HGSB is a special purpose vehicle wholly-owned by ACSB, a holding company with principal activities in highway and road construction in addition to toll road operation and maintenance. HGSB is proposing to acquire two commercial office buildings known as MTD Building and Shell Building from wholly-owned subsidiaries of MTD Capital Bhd (MTD Capital), of which ACSB is a major shareholder. In addition to the rental stream from the office buildings, the debt servicing and repayment capacity of HGSB will also be derived from an assignment of net cash flows from Alloy Toll Management Sdn Bhd (ATM) and Alloy Maintenance Engineering Sdn Bhd (AME). Wholly-owned subsidiaries of ACSB, ATM and AME will assign all their revenues, fees and receivables to HGSB under the transaction structure. ATM collects tolls on the KL-Karak Expressway, East Coast Expressway and East West Link Expressway under a long-term toll operation contract with MTD Prime Sdn Bhd (MTD Prime) and Metramac Corporation Sdn Bhd (Metramac). AME, meanwhile, undertakes the maintenance of the KL-Karak Expressway and the East Coast Expressway 1 under a highway operation and maintenance contract with MTD Prime.

ATM and AME are required to remain debt-free throughout the transaction tenure to mitigate the risk of competing claims on ATM’s and AME’s assigned cash flow. MARC views the assigned cash flows of ATM and AME as a primary credit strength of the transaction given their established pattern of reliable earnings generation, and the strong credit quality of their related counterparties, namely MTD Prime, Metramac and MTD Capital. MTD Capital owns 100% of MTD InfraPerdana Berhad (rated AAID /stable by MARC), which in turns owns 100% of MTD Prime and Metramac.

The MTD Building, a 14-storey office building located in suburban Kuala Lumpur, is almost fully occupied and is currently the corporate office of MTD Capital Group.
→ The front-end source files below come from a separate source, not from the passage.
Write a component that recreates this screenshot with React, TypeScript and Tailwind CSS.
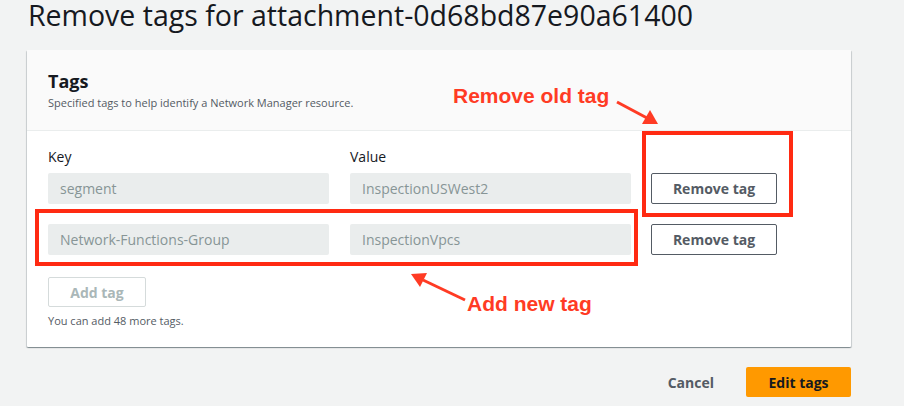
import React from "react";

const F = { fontFamily: '"Open Sans", "Noto Sans", sans-serif' };
const A = { fontFamily: '"Liberation Sans", Arial, sans-serif' };

function Input({ value }: { value: string }) {
  return (
    <div className="h-[31px] w-[281px] bg-[#eaeded] rounded-[2px] pl-[12px] flex items-center text-[14px] text-[#879596]">
      {value}
    </div>
  );
}

function RemoveBtn() {
  return (
    <button className="h-[31px] w-[126px] border border-[#545b64] rounded-[2px] bg-white text-[14px] font-bold text-[#545b64] flex items-center justify-center">
      Remove tag
    </button>
  );
}

export default function App() {
  const rows = [
    ["segment", "InspectionUSWest2"],
    ["Network-Functions-Group", "InspectionVpcs"],
  ];
  return (
    <div className="relative w-[904px] h-[406px] bg-[#f2f3f3] overflow-hidden" style={F}>
      <div className="pl-[28px] pt-[1px]">
        <h1 className="text-[28.5px] leading-[28px] text-[#16191f] font-normal">
          Remove tags for attachment-0d68bd87e90a61400
        </h1>
      </div>
      <div className="ml-[27px] mt-[21px] w-[824px] bg-white rounded-[1px] shadow-[0_1px_1px_0_rgba(0,28,36,0.3),1px_1px_1px_0_rgba(0,28,36,0.15),-1px_1px_1px_0_rgba(0,28,36,0.15)]">
        <div className="h-[81px] bg-[#fafafa] border-b border-[#eaeded] pt-[20px] px-[21px]">
          <div className="text-[18px] leading-[22px] font-bold text-[#16191f]">Tags</div>
          <div className="mt-[4px] text-[11px] leading-[14px] text-[#545b64]">
            Specified tags to help identify a Network Manager resource.
          </div>
        </div>
        <div className="px-[21px] pt-[16px] pb-[18px]">
          <div className="flex gap-[21px] text-[14px] leading-[20px] text-[#16191f] mb-[6px]">
            <div className="w-[281px]">Key</div>
            <div className="w-[281px]">Value</div>
          </div>
          <div className="flex flex-col gap-[20px]">
            {rows.map(([k, v]) => (
              <div key={k} className="flex items-center">
                <Input value={k} />
                <div className="w-[21px]" />
                <Input value={v} />
                <div className="w-[20px]" />
                <RemoveBtn />
              </div>
            ))}
          </div>
          <button className="mt-[22px] h-[30px] w-[98px] border border-[#d5dbdb] rounded-[2px] bg-white text-[14px] font-bold text-[#aab7b8] flex items-center justify-center">
            Add tag
          </button>
          <div className="mt-[6px] text-[11px] leading-[16px] text-[#545b64]">
            You can add 48 more tags.
          </div>
        </div>
      </div>
      <div className="w-[851px] flex justify-end items-center mt-[20px]">
        <button className="mr-[32px] text-[14px] font-bold text-[#545b64]">Cancel</button>
        <button className="h-[30px] w-[105px] bg-[#ff9900] rounded-[2px] text-[14px] font-bold text-[#16191f] flex items-center justify-center">
          Edit tags
        </button>
      </div>

      {/* annotations */}
      <div className="absolute left-[642px] top-[131px] w-[151px] h-[86px] border-[4px] border-[#ff2a12] pointer-events-none" />
      <div className="absolute left-[35px] top-[209px] w-[603px] h-[57px] border-[4px] border-[#ff2a12] pointer-events-none" />
      <div className="absolute left-[453px] top-[84px] text-[21px] leading-[24px] font-bold text-[#ff3b24]" style={A}>
        Remove old tag
      </div>
      <div className="absolute left-[467px] top-[292px] text-[21px] leading-[24px] font-bold text-[#ff3b24]" style={A}>
        Add new tag
      </div>
      <svg className="absolute left-0 top-0 pointer-events-none" width="904" height="406" viewBox="0 0 904 406">
        <line x1="617" y1="102" x2="647" y2="118" stroke="#ff3b24" strokeWidth="3" />
        <polygon points="658,124 642,124 650,110" fill="#ff3b24" />
        <line x1="465" y1="300" x2="423" y2="280" stroke="#ff3b24" strokeWidth="3" />
        <polygon points="411,274 420,287 427,273" fill="#ff3b24" />
      </svg>
    </div>
  );
}
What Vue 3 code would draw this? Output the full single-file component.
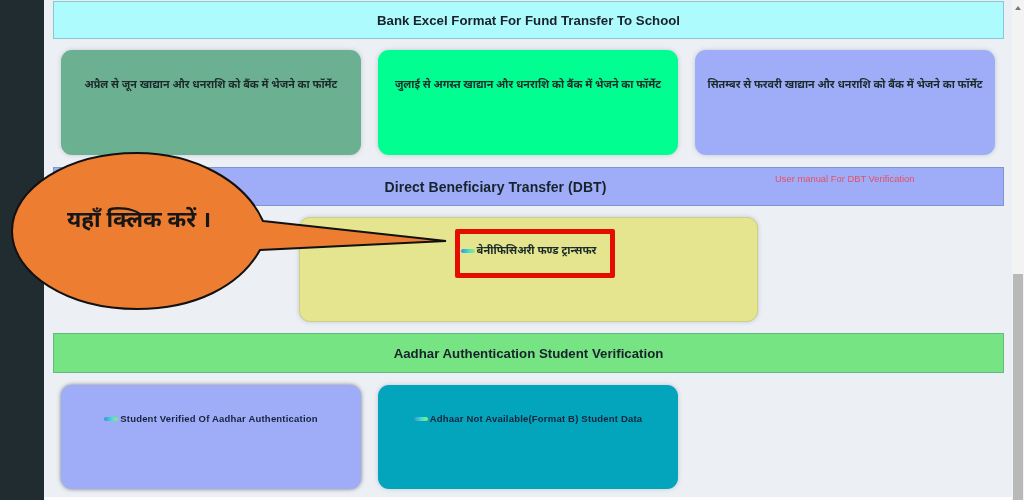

MTD Building's rental stream will be supported by a 10-year lease agreement with MTD Properties Sdn Bhd (MTD Properties) commencing in 2010. The option to renew the lease for another five years will be given to MTD Properties. Shell Building is a 12-storey office building located within the fringe of Kuala Lumpur and is currently fully occupied by Shell Malaysia Trading Sdn Bhd (Shell Trading), part of the Royal Dutch Shell plc group of companies. Shell Building faces some measure of tenancy renewal risk with its lease expiring on September 15, 2012. However, MARC believes that this risk is somewhat mitigated by the building’s location and quality and the transaction's ability to withstand a fairly high stress scenario pertaining to occupancy.

Base case financial projections indicate a minimum debt service coverage ratio (DSCR) of 1.68 times (x) and an average DSCR of 1.77x with respect to the IMTNs. MARC also evaluated the financial impact of several stress case scenarios. Under MARC's combined stress case which imposes zero rental income from Shell Building in 2014, lower major maintenance revenue in 2014 and 2017 and a 20% reduction in MTD Building’s projected rental revenue throughout the IMTN Programme, the minimum DSCR is 1.31x and average DSCR is 1.48x. MARC views the base case and stress case DSCRs to be consistent with the 'AA' rating level. Under the transaction structure, satisfactory liquidity buffer is provided where HGSB is required to fund a Finance Service Reserve Account (FSRA) progressively six months before and be fully funded three months ahead of any scheduled IMTN profit and principal repayments.

Changes in any of the factors supporting the rating, i.e. the continuity and stability of its toll road operation and maintenance businesses, expected cash flow generation and cash flow coverages, and decline in the creditworthiness of principal counterparties may lead to changes in the rating.

Major Rating Factors

Strengths

  • Isolated cash flow streams provided by stable toll road operation and maintenance businesses and rental of office buildings;
  • Finance service reserve account provides short-term liquidity in the event of a decline in operating performance and slower collection of receivables; and
  • Insulation from the consequence of parent company’s insolvency and credit risks.

Challenges/Risks

  • High level of leverage in the transaction;
  • Rating dependencies exist within transaction; transaction performance depends significantly upon capacity and willingness of counterparties to make prompt payment; and
  • Downside risks to rental cash flow stream posed by expiry of the single-lessee lease of one of the two office buildings in 2012.